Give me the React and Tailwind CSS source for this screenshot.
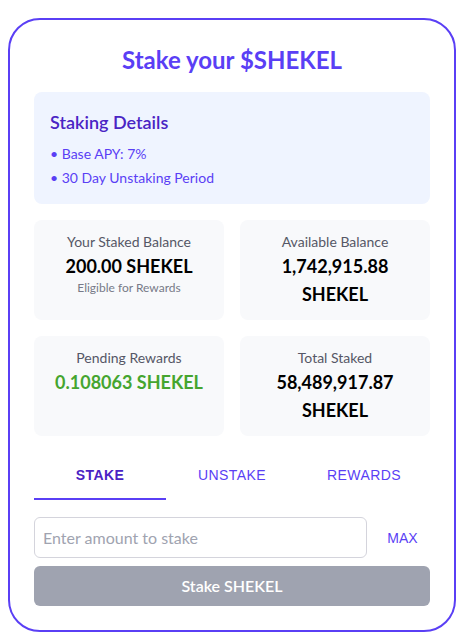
import { useState } from 'react';

const sans = { fontFamily: 'Lato, "Open Sans", sans-serif' };
const arial = { fontFamily: '"Liberation Sans", Arial, sans-serif' };

function StatCard({ label, value, note, green }) {
  return (
    <div className="bg-[#f8f9fb] rounded-lg p-3 text-center">
      <p className="text-sm text-[#555766]">{label}</p>
      <p className={`text-lg font-bold ${green ? 'text-[#45a52f]' : 'text-black'}`}>{value}</p>
      {note && <p className="text-xs text-[#777a88]">{note}</p>}
    </div>
  );
}

export default function App() {
  const [tab, setTab] = useState('stake');
  const [amount, setAmount] = useState('');

  const tabs = [
    { id: 'stake', label: 'Stake' },
    { id: 'unstake', label: 'Unstake' },
    { id: 'rewards', label: 'Rewards' },
  ];

  return (
    <div className="bg-white min-h-[639px]" style={sans}>
      <div className="max-w-md mx-auto mt-[18px] border-2 border-[#5a3ff5] rounded-[32px] bg-white p-6">
        <h1 className="text-2xl font-bold text-center text-[#5a3ff5] mb-4">Stake your $SHEKEL</h1>

        <div className="bg-[#eff4ff] rounded-lg p-4 mb-4">
          <h2 className="text-lg font-semibold text-[#4a24c4] mb-2">Staking Details</h2>
          <ul className="text-sm text-[#5a3ff5] space-y-1">
            <li>• Base APY: 7%</li>
            <li>• 30 Day Unstaking Period</li>
          </ul>
        </div>

        <div className="grid grid-cols-2 gap-4">
          <StatCard label="Your Staked Balance" value="200.00 SHEKEL" note="Eligible for Rewards" />
          <StatCard label="Available Balance" value="1,742,915.88 SHEKEL" />
          <StatCard label="Pending Rewards" value="0.108063 SHEKEL" green />
          <StatCard label="Total Staked" value="58,489,917.87 SHEKEL" />
        </div>

        <div className="grid grid-cols-3 mt-4" style={arial}>
          {tabs.map((t) => (
            <button
              key={t.id}
              onClick={() => setTab(t.id)}
              className={`h-12 uppercase text-sm tracking-[0.4px] border-b-2 ${
                tab === t.id
                  ? 'font-bold text-[#4a22c4] border-[#5a3ff5]'
                  : 'text-[#5a3ff5] border-transparent'
              }`}
            >
              {t.label}
            </button>
          ))}
        </div>

        <div className="flex items-center gap-2 mt-[17px]">
          <input
            value={amount}
            onChange={(e) => setAmount(e.target.value)}
            placeholder="Enter amount to stake"
            className="flex-1 min-w-0 h-[41px] border border-[#d4d4dc] rounded-md px-2 text-base placeholder:text-[#a0a3b0] outline-none"
          />
          <button className="w-[55px] h-[41px] text-sm text-[#5a3ff5]" style={arial}>MAX</button>
        </div>

        <button className="w-full h-10 mt-2 rounded-md bg-[#9fa3b0] text-white font-semibold text-base">
          Stake SHEKEL
        </button>
      </div>
    </div>
  );
}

Your instructions: Reproduce the listing above exactly, excluding all pictures.

Answer for this exercise:
Give me the React and Tailwind CSS source for this screenshot.
import { useState } from 'react';

const sans = { fontFamily: 'Lato, "Open Sans", sans-serif' };
const arial = { fontFamily: '"Liberation Sans", Arial, sans-serif' };

function StatCard({ label, value, note, green }) {
  return (
    <div className="bg-[#f8f9fb] rounded-lg p-3 text-center">
      <p className="text-sm text-[#555766]">{label}</p>
      <p className={`text-lg font-bold ${green ? 'text-[#45a52f]' : 'text-black'}`}>{value}</p>
      {note && <p className="text-xs text-[#777a88]">{note}</p>}
    </div>
  );
}

export default function App() {
  const [tab, setTab] = useState('stake');
  const [amount, setAmount] = useState('');

  const tabs = [
    { id: 'stake', label: 'Stake' },
    { id: 'unstake', label: 'Unstake' },
    { id: 'rewards', label: 'Rewards' },
  ];

  return (
    <div className="bg-white min-h-[639px]" style={sans}>
      <div className="max-w-md mx-auto mt-[18px] border-2 border-[#5a3ff5] rounded-[32px] bg-white p-6">
        <h1 className="text-2xl font-bold text-center text-[#5a3ff5] mb-4">Stake your $SHEKEL</h1>

        <div className="bg-[#eff4ff] rounded-lg p-4 mb-4">
          <h2 className="text-lg font-semibold text-[#4a24c4] mb-2">Staking Details</h2>
          <ul className="text-sm text-[#5a3ff5] space-y-1">
            <li>• Base APY: 7%</li>
            <li>• 30 Day Unstaking Period</li>
          </ul>
        </div>

        <div className="grid grid-cols-2 gap-4">
          <StatCard label="Your Staked Balance" value="200.00 SHEKEL" note="Eligible for Rewards" />
          <StatCard label="Available Balance" value="1,742,915.88 SHEKEL" />
          <StatCard label="Pending Rewards" value="0.108063 SHEKEL" green />
          <StatCard label="Total Staked" value="58,489,917.87 SHEKEL" />
        </div>

        <div className="grid grid-cols-3 mt-4" style={arial}>
          {tabs.map((t) => (
            <button
              key={t.id}
              onClick={() => setTab(t.id)}
              className={`h-12 uppercase text-sm tracking-[0.4px] border-b-2 ${
                tab === t.id
                  ? 'font-bold text-[#4a22c4] border-[#5a3ff5]'
                  : 'text-[#5a3ff5] border-transparent'
              }`}
            >
              {t.label}
            </button>
          ))}
        </div>

        <div className="flex items-center gap-2 mt-[17px]">
          <input
            value={amount}
            onChange={(e) => setAmount(e.target.value)}
            placeholder="Enter amount to stake"
            className="flex-1 min-w-0 h-[41px] border border-[#d4d4dc] rounded-md px-2 text-base placeholder:text-[#a0a3b0] outline-none"
          />
          <button className="w-[55px] h-[41px] text-sm text-[#5a3ff5]" style={arial}>MAX</button>
        </div>

        <button className="w-full h-10 mt-2 rounded-md bg-[#9fa3b0] text-white font-semibold text-base">
          Stake SHEKEL
        </button>
      </div>
    </div>
  );
}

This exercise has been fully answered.